Those for whom ancient history is irrelevant and who equate “old” with “out-dated” (or better yet, “medieval” with “barbarically primitive”) will have trouble appreciating the Fathers of the First Council of Nicea, since they met and produced their work well over a thousand years ago, in 325 A.D. How could a creed so old be remotely relevant today? Accordingly, some churches have produced their own creeds (such as the United Church of Canada, which produced its own creed for alternative use in 1968. It is a cautionary tale, for it began “Man is not alone; he lives in God’s world” and they soon enough found that political correctness demanded its alteration to “We are not alone; we live in God’s world”). Among other things, the Fathers of Nicea declared the full divinity of Jesus of Nazareth by saying that He was homoousios with the Father—of the same essence as Him. Later attempts to create consensus would suggest that maybe it could be said that Jesus was homoiousios with the Father—“of like essence”. After all, it has been pointed out, it only involves the difference of one letter, and a tiny one at that. Why fight over a single iota, a single “i”? Who would care? Why should any sensible person get worked up over whether the pre-incarnate Word was homoousios with the Father or homoiousios? The ruckus of Nicea and afterward only went to prove how miserable and contentious those Christians were.
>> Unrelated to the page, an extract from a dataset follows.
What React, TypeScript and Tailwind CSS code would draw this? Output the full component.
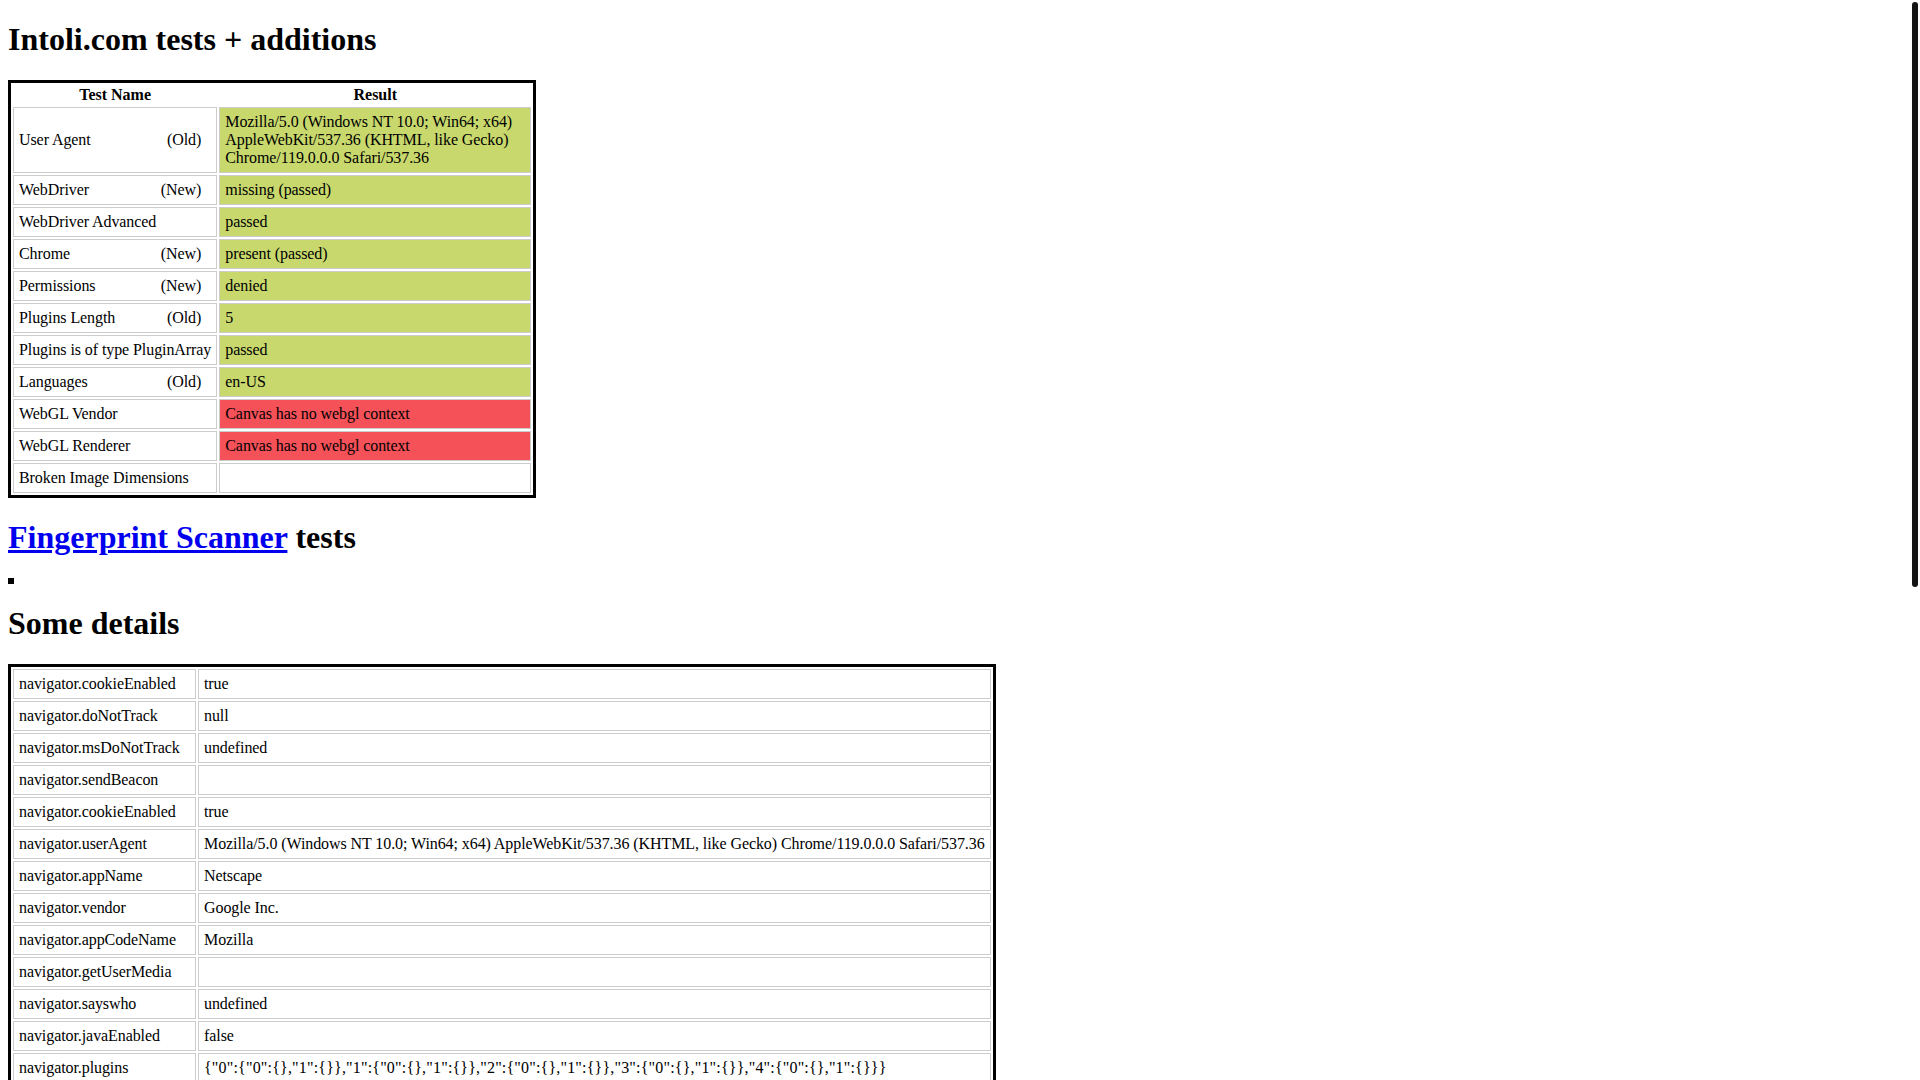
import React from "react";

type TestRow = {
  name: string;
  tag?: string;
  result: string;
  status: "passed" | "failed" | "";
};

const intoliTests: TestRow[] = [
  {
    name: "User Agent",
    tag: "(Old)",
    result:
      "Mozilla/5.0 (Windows NT 10.0; Win64; x64) AppleWebKit/537.36 (KHTML, like Gecko) Chrome/119.0.0.0 Safari/537.36",
    status: "passed",
  },
  { name: "WebDriver", tag: "(New)", result: "missing (passed)", status: "passed" },
  { name: "WebDriver Advanced", result: "passed", status: "passed" },
  { name: "Chrome", tag: "(New)", result: "present (passed)", status: "passed" },
  { name: "Permissions", tag: "(New)", result: "denied", status: "passed" },
  { name: "Plugins Length", tag: "(Old)", result: "5", status: "passed" },
  { name: "Plugins is of type PluginArray", result: "passed", status: "passed" },
  { name: "Languages", tag: "(Old)", result: "en-US", status: "passed" },
  { name: "WebGL Vendor", result: "Canvas has no webgl context", status: "failed" },
  { name: "WebGL Renderer", result: "Canvas has no webgl context", status: "failed" },
  { name: "Broken Image Dimensions", result: "", status: "" },
];

const ua =
  "Mozilla/5.0 (Windows NT 10.0; Win64; x64) AppleWebKit/537.36 (KHTML, like Gecko) Chrome/119.0.0.0 Safari/537.36";

const details: [string, string][] = [
  ["navigator.cookieEnabled", "true"],
  ["navigator.doNotTrack", "null"],
  ["navigator.msDoNotTrack", "undefined"],
  ["navigator.sendBeacon", ""],
  ["navigator.cookieEnabled", "true"],
  ["navigator.userAgent", ua],
  ["navigator.appName", "Netscape"],
  ["navigator.vendor", "Google Inc."],
  ["navigator.appCodeName", "Mozilla"],
  ["navigator.getUserMedia", ""],
  ["navigator.sayswho", "undefined"],
  ["navigator.javaEnabled", "false"],
  [
    "navigator.plugins",
    '{"0":{"0":{},"1":{}},"1":{"0":{},"1":{}},"2":{"0":{},"1":{}},"3":{"0":{},"1":{}},"4":{"0":{},"1":{}}}',
  ],
  ["navigator.mimeTypes", '{"0":{},"1":{}}'],
  ["navigator.language", "en-US"],
  ["navigator.languages", '["en-US"]'],
  ["navigator.platform", "Win32"],
  ["navigator.product", "Gecko"],
  ["navigator.productSub", "20030107"],
  ["navigator.vendorSub", ""],
  ["navigator.onLine", "true"],
  ["navigator.webdriver", "false"],
  ["navigator.appVersion", ua.replace("Mozilla/", "")],
  ["navigator.buildID", "undefined"],
  ["navigator.oscpu", "undefined"],
  ["navigator.cpuClass", "undefined"],
  ["navigator.deviceMemory", "8"],
  ["navigator.maxTouchPoints", "0"],
  ["navigator.storage", "{}"],
  ["navigator.locks", "{}"],
  ["navigator.serial", "{}"],
  ["screen.width", "1920"],
  ["screen.height", "1080"],
  ["screen.availWidth", "1920"],
  ["screen.availHeight", "1080"],
  ["screen.colorDepth", "24"],
  ["screen.pixelDepth", "24"],
  ["window.outerWidth", "1920"],
  ["window.outerHeight", "1080"],
  ["window.innerWidth", "1920"],
  ["window.innerHeight", "1080"],
];

const cell = "border border-[#ccc] p-[5px] text-left align-middle";

const App: React.FC = () => {
  return (
    <div className="mx-2 pb-2 font-['Liberation_Serif',serif] text-[16px] leading-[normal] text-black">
      <h1 className="my-[21.44px] text-[32px] font-bold leading-[normal]">
        Intoli.com tests + additions
      </h1>

      <table className="border-separate border-spacing-[2px] border-[3px] border-black">
        <thead>
          <tr>
            <th className="p-[1px] text-center font-bold">Test Name</th>
            <th className="w-[312px] p-[1px] text-center font-bold">Result</th>
          </tr>
        </thead>
        <tbody>
          {intoliTests.map((test) => (
            <tr key={test.name}>
              <td className={`${cell} tracking-[-0.08px]`}>
                {test.tag && (
                  <span className="float-right mr-[10px]">{test.tag}</span>
                )}
                {test.name}
              </td>
              <td
                className={`${cell} tracking-[-0.08px] ${
                  test.status === "passed"
                    ? "bg-[#c8d86d]"
                    : test.status === "failed"
                    ? "bg-[#f45159]"
                    : ""
                }`}
              >
                {test.result}
              </td>
            </tr>
          ))}
        </tbody>
      </table>

      <h1 className="my-[21.44px] text-[32px] font-bold leading-[normal]">
        <a href="#" className="text-[#0000ee] underline">
          Fingerprint Scanner
        </a>{" "}
        tests
      </h1>

      {/* empty results table from the scanner */}
      <div className="h-[6px] w-[6px] border-[3px] border-black" />

      <h1 className="my-[21.44px] text-[32px] font-bold leading-[normal]">
        Some details
      </h1>

      <table className="border-separate border-spacing-[2px] border-[3px] border-black">
        <tbody>
          {details.map(([key, value], i) => (
            <tr key={i}>
              <td
                className={`${cell} tracking-[-0.08px] ${
                  i === 0 ? "w-[183px]" : ""
                }`}
              >
                {key}
              </td>
              <td
                className={`${cell} ${
                  key === "navigator.plugins"
                    ? "tracking-[0.18px]"
                    : "tracking-[-0.08px]"
                }`}
              >
                {value}
              </td>
            </tr>
          ))}
        </tbody>
      </table>

      {/* overlay scrollbar thumb */}
      <div
        aria-hidden
        className="fixed right-[2px] top-[2px] h-[585px] w-[6px] rounded-full bg-[#141414]"
      />
    </div>
  );
};

export default App;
A moment’s thought however will reveal the nonsense of saying that Jesus was homoiousios with the Father. He was of “like essence”? What could that possibly mean? That He was divine-ish? God in an honourary kind of way? Sort of God? Almost God? Anyone not obviously drunk and who thinks for a second will realize that the distance between God and His creation is infinite, so that one is either absolutely God or not God at all. The eternal Creator, without beginning or limit, stands on one side of an ontological abyss, and all creation stands on the other side. One can’t be a little bit God any more than one can be a little bit pregnant. Like pregnancy, divinity is an all or nothing kind of thing—either one is completely divine or not divine at all. Either Jesus was God and homoousios with the Father or He was created and of a completely different essence than the Father. Even Arius, the villain of the Nicene piece, got that much right. But still one may ask: why should we care? Sure, we confess His divinity, but what does it really matter?
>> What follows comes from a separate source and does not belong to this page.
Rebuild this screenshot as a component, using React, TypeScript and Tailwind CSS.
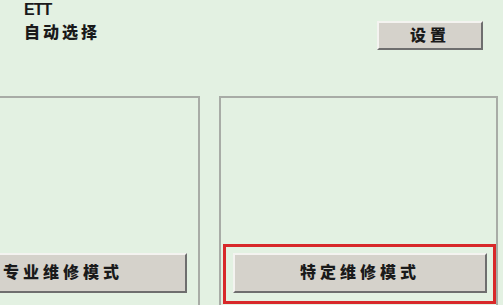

This is why it matters: salvation consists in giving one’s life, heart, and soul to God, living and dying for Him down to one’s last breath and one’s last drop of blood. The issue is: may we give such loyalty, allegiance, love, and commitment to Jesus of Nazareth, or not? If He is not truly God, then giving Him such allegiance would be idolatry. No one sensibly would live and die so totally for a mere celebrity. And if the Nicene Fathers were wrong and Jesus is simply just an ancient celebrity, we ought not to give Him our lives. Our admiration, perhaps, but not lives and our worship. But in fact the Fathers of Nicene were right, and Jesus of Nazareth is God in the flesh—Light of Light, true God of true God, begotten, not made, homoousios with the Father. It is through Him that all things were made, and to Him that all things shall return with bowed knee. It is our salvation that we bow the knee in love to Him even now before that final end, and confess that the road to His city runs through our heart.